**EXERCISE DESCRIPTION**
Skip the pictures and quote all of the lines exactly.

**DATA EXTRACT**
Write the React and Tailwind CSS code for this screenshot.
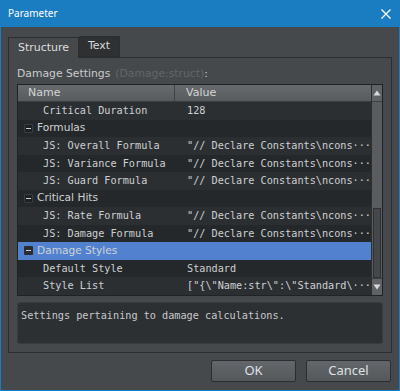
import React from 'react';

const mono = { fontFamily: '"DejaVu Sans Mono", "Liberation Mono", monospace' };
const ui = { fontFamily: '"Noto Sans", "Open Sans", sans-serif' };

const rows = [
    { name: 'Critical Duration', value: '128', indent: true },
    { name: 'Formulas', group: true },
    { name: 'JS: Overall Formula', value: '"// Declare Constants\\ncons···', indent: true },
    { name: 'JS: Variance Formula', value: '"// Declare Constants\\ncons···', indent: true },
    { name: 'JS: Guard Formula', value: '"// Declare Constants\\ncons···', indent: true },
    { name: 'Critical Hits', group: true },
    { name: 'JS: Rate Formula', value: '"// Declare Constants\\ncons···', indent: true },
    { name: 'JS: Damage Formula', value: '"// Declare Constants\\ncons···', indent: true },
    { name: 'Damage Styles', group: true, selected: true },
    { name: 'Default Style', value: 'Standard', indent: true },
    { name: 'Style List', value: '["{\\"Name:str\\":\\"Standard\\···', indent: true },
];

function MinusBox({ selected }) {
    return (
        <span
            className={`w-[9px] h-[9px] mr-[4px] flex items-center justify-center rounded-[1px] ${
                selected ? 'bg-[#2a2d30]' : 'bg-[#1e2022] border border-[#3a3d40]'
            }`}
        >
            <span className="w-[5px] h-[1px] bg-[#c9ccd0]" />
        </span>
    );
}

function Row({ row, index }) {
    const bg = row.selected ? 'bg-[#5282cf]' : index % 2 === 0 ? 'bg-[#2c2f32]' : 'bg-[#25282a]';
    return (
        <div className={`h-[17.5px] flex items-center ${bg}`}>
            <div className="w-[157px] flex items-center pl-[6px] shrink-0">
                {row.group ? (
                    <>
                        <MinusBox selected={row.selected} />
                        <span className="text-[10.6px] text-[#cfd2d5]">{row.name}</span>
                    </>
                ) : (
                    <span className="pl-[19px] text-[10.2px] text-[#cdd0d3] whitespace-nowrap" style={mono}>
                        {row.name}
                    </span>
                )}
            </div>
            {row.value && (
                <span className="pl-[12px] text-[10.2px] text-[#cdd0d3] whitespace-nowrap" style={mono}>
                    {row.value}
                </span>
            )}
        </div>
    );
}

export default function App() {
    return (
        <div
            className="w-[400px] h-[391px] flex flex-col bg-[#1a7cc1] text-[#d4d6d8]"
            style={{ fontFamily: '"DejaVu Sans", "Noto Sans", sans-serif' }}
        >
            <div className="h-[27px] flex items-center justify-between pl-[8px] pr-[9px]">
                <span className="text-[10px] text-white" style={ui}>Parameter</span>
                <svg width="10" height="10" viewBox="0 0 10 10">
                    <path d="M0.5 0.5 L9.5 9.5 M9.5 0.5 L0.5 9.5" stroke="#ffffff" strokeWidth="1.3" />
                </svg>
            </div>
            <div className="flex-1 mx-[1px] mb-[1px] bg-[#46494c] pt-[9px] pl-[7px] pr-[7px] flex flex-col">
                <div className="flex h-[21px]">
                    <div className="w-[71px] flex items-center justify-center border border-b-0 border-[#2b2d2f] bg-[#46494c] text-[11px] text-[#dcdedf] relative top-[1px]">
                        Structure
                    </div>
                    <div className="w-[41px] flex items-center justify-center border border-l-0 border-[#2b2d2f] bg-[#2e3032] text-[11px] text-[#d8dadc]">
                        Text
                    </div>
                </div>
                <div className="h-[296px] border border-[#2b2d2f] flex flex-col px-[8px]">
                    <div className="h-[26px] flex items-center pt-[6px] text-[10.8px]">
                        <span className="text-[#c9ccce]">Damage Settings</span>
                        <span className="ml-[5px] text-[#62666a]">(Damage:struct)</span>
                        <span className="text-[#c9ccce]">:</span>
                    </div>
                    <div className="h-[212px] flex border border-[#202224]">
                        <div className="flex-1 flex flex-col bg-[#26292b]">
                            <div className="h-[17px] flex bg-gradient-to-b from-[#686b6e] to-[#585b5e] border-b border-[#3a3d40] text-[11px] text-[#d3d5d7]">
                                <div className="w-[157px] pl-[10px] flex items-center border-r border-[#3f4245]">Name</div>
                                <div className="pl-[11px] flex items-center">Value</div>
                            </div>
                            {rows.map((row, i) => (
                                <Row key={row.name} row={row} index={i} />
                            ))}
                        </div>
                        <div className="w-[16px] flex flex-col bg-[#5a5d60] border-l border-[#2c2e30]">
                            <div className="h-[17px] flex items-center justify-center bg-[#606366] border-b border-[#3c3f42]">
                                <svg width="8" height="6" viewBox="0 0 8 6">
                                    <path d="M4 0.5 L7.5 5.5 L0.5 5.5 Z" fill="#d8dadc" />
                                </svg>
                            </div>
                            <div className="flex-1 flex flex-col justify-end">
                                <div className="h-[70px] mx-[1px] bg-[#45484b] border border-[#2e3133]" />
                            </div>
                            <div className="h-[17px] flex items-center justify-center bg-[#606366] border-t border-[#3c3f42]">
                                <svg width="8" height="6" viewBox="0 0 8 6">
                                    <path d="M0.5 0.5 L7.5 0.5 L4 5.5 Z" fill="#d8dadc" />
                                </svg>
                            </div>
                        </div>
                    </div>
                    <div
                        className="mt-[6px] h-[42px] rounded-[3px] border border-[#3a3d40] bg-[#2d3032] px-[3px] pt-[5px] text-[10.2px] leading-[15px] text-[#c6c9cc] whitespace-nowrap"
                        style={mono}
                    >
                        Settings pertaining to damage calculations.
                    </div>
                </div>
                <div className="flex justify-end gap-[10px] mt-[7px] pr-[1px]" style={ui}>
                    <button className="w-[85px] h-[22px] rounded-[2px] border border-[#2b2d2f] bg-gradient-to-b from-[#63666a] to-[#55585b] text-[13px] text-[#dfe1e3]">
                        OK
                    </button>
                    <button className="w-[85px] h-[22px] rounded-[2px] border border-[#2b2d2f] bg-gradient-to-b from-[#63666a] to-[#55585b] text-[13px] text-[#dfe1e3]">
                        Cancel
                    </button>
                </div>
            </div>
        </div>
    );
}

**SOLUTION FOR THIS EXERCISE**
Write the React and Tailwind CSS code for this screenshot.
import React from 'react';

const mono = { fontFamily: '"DejaVu Sans Mono", "Liberation Mono", monospace' };
const ui = { fontFamily: '"Noto Sans", "Open Sans", sans-serif' };

const rows = [
    { name: 'Critical Duration', value: '128', indent: true },
    { name: 'Formulas', group: true },
    { name: 'JS: Overall Formula', value: '"// Declare Constants\\ncons···', indent: true },
    { name: 'JS: Variance Formula', value: '"// Declare Constants\\ncons···', indent: true },
    { name: 'JS: Guard Formula', value: '"// Declare Constants\\ncons···', indent: true },
    { name: 'Critical Hits', group: true },
    { name: 'JS: Rate Formula', value: '"// Declare Constants\\ncons···', indent: true },
    { name: 'JS: Damage Formula', value: '"// Declare Constants\\ncons···', indent: true },
    { name: 'Damage Styles', group: true, selected: true },
    { name: 'Default Style', value: 'Standard', indent: true },
    { name: 'Style List', value: '["{\\"Name:str\\":\\"Standard\\···', indent: true },
];

function MinusBox({ selected }) {
    return (
        <span
            className={`w-[9px] h-[9px] mr-[4px] flex items-center justify-center rounded-[1px] ${
                selected ? 'bg-[#2a2d30]' : 'bg-[#1e2022] border border-[#3a3d40]'
            }`}
        >
            <span className="w-[5px] h-[1px] bg-[#c9ccd0]" />
        </span>
    );
}

function Row({ row, index }) {
    const bg = row.selected ? 'bg-[#5282cf]' : index % 2 === 0 ? 'bg-[#2c2f32]' : 'bg-[#25282a]';
    return (
        <div className={`h-[17.5px] flex items-center ${bg}`}>
            <div className="w-[157px] flex items-center pl-[6px] shrink-0">
                {row.group ? (
                    <>
                        <MinusBox selected={row.selected} />
                        <span className="text-[10.6px] text-[#cfd2d5]">{row.name}</span>
                    </>
                ) : (
                    <span className="pl-[19px] text-[10.2px] text-[#cdd0d3] whitespace-nowrap" style={mono}>
                        {row.name}
                    </span>
                )}
            </div>
            {row.value && (
                <span className="pl-[12px] text-[10.2px] text-[#cdd0d3] whitespace-nowrap" style={mono}>
                    {row.value}
                </span>
            )}
        </div>
    );
}

export default function App() {
    return (
        <div
            className="w-[400px] h-[391px] flex flex-col bg-[#1a7cc1] text-[#d4d6d8]"
            style={{ fontFamily: '"DejaVu Sans", "Noto Sans", sans-serif' }}
        >
            <div className="h-[27px] flex items-center justify-between pl-[8px] pr-[9px]">
                <span className="text-[10px] text-white" style={ui}>Parameter</span>
                <svg width="10" height="10" viewBox="0 0 10 10">
                    <path d="M0.5 0.5 L9.5 9.5 M9.5 0.5 L0.5 9.5" stroke="#ffffff" strokeWidth="1.3" />
                </svg>
            </div>
            <div className="flex-1 mx-[1px] mb-[1px] bg-[#46494c] pt-[9px] pl-[7px] pr-[7px] flex flex-col">
                <div className="flex h-[21px]">
                    <div className="w-[71px] flex items-center justify-center border border-b-0 border-[#2b2d2f] bg-[#46494c] text-[11px] text-[#dcdedf] relative top-[1px]">
                        Structure
                    </div>
                    <div className="w-[41px] flex items-center justify-center border border-l-0 border-[#2b2d2f] bg-[#2e3032] text-[11px] text-[#d8dadc]">
                        Text
                    </div>
                </div>
                <div className="h-[296px] border border-[#2b2d2f] flex flex-col px-[8px]">
                    <div className="h-[26px] flex items-center pt-[6px] text-[10.8px]">
                        <span className="text-[#c9ccce]">Damage Settings</span>
                        <span className="ml-[5px] text-[#62666a]">(Damage:struct)</span>
                        <span className="text-[#c9ccce]">:</span>
                    </div>
                    <div className="h-[212px] flex border border-[#202224]">
                        <div className="flex-1 flex flex-col bg-[#26292b]">
                            <div className="h-[17px] flex bg-gradient-to-b from-[#686b6e] to-[#585b5e] border-b border-[#3a3d40] text-[11px] text-[#d3d5d7]">
                                <div className="w-[157px] pl-[10px] flex items-center border-r border-[#3f4245]">Name</div>
                                <div className="pl-[11px] flex items-center">Value</div>
                            </div>
                            {rows.map((row, i) => (
                                <Row key={row.name} row={row} index={i} />
                            ))}
                        </div>
                        <div className="w-[16px] flex flex-col bg-[#5a5d60] border-l border-[#2c2e30]">
                            <div className="h-[17px] flex items-center justify-center bg-[#606366] border-b border-[#3c3f42]">
                                <svg width="8" height="6" viewBox="0 0 8 6">
                                    <path d="M4 0.5 L7.5 5.5 L0.5 5.5 Z" fill="#d8dadc" />
                                </svg>
                            </div>
                            <div className="flex-1 flex flex-col justify-end">
                                <div className="h-[70px] mx-[1px] bg-[#45484b] border border-[#2e3133]" />
                            </div>
                            <div className="h-[17px] flex items-center justify-center bg-[#606366] border-t border-[#3c3f42]">
                                <svg width="8" height="6" viewBox="0 0 8 6">
                                    <path d="M0.5 0.5 L7.5 0.5 L4 5.5 Z" fill="#d8dadc" />
                                </svg>
                            </div>
                        </div>
                    </div>
                    <div
                        className="mt-[6px] h-[42px] rounded-[3px] border border-[#3a3d40] bg-[#2d3032] px-[3px] pt-[5px] text-[10.2px] leading-[15px] text-[#c6c9cc] whitespace-nowrap"
                        style={mono}
                    >
                        Settings pertaining to damage calculations.
                    </div>
                </div>
                <div className="flex justify-end gap-[10px] mt-[7px] pr-[1px]" style={ui}>
                    <button className="w-[85px] h-[22px] rounded-[2px] border border-[#2b2d2f] bg-gradient-to-b from-[#63666a] to-[#55585b] text-[13px] text-[#dfe1e3]">
                        OK
                    </button>
                    <button className="w-[85px] h-[22px] rounded-[2px] border border-[#2b2d2f] bg-gradient-to-b from-[#63666a] to-[#55585b] text-[13px] text-[#dfe1e3]">
                        Cancel
                    </button>
                </div>
            </div>
        </div>
    );
}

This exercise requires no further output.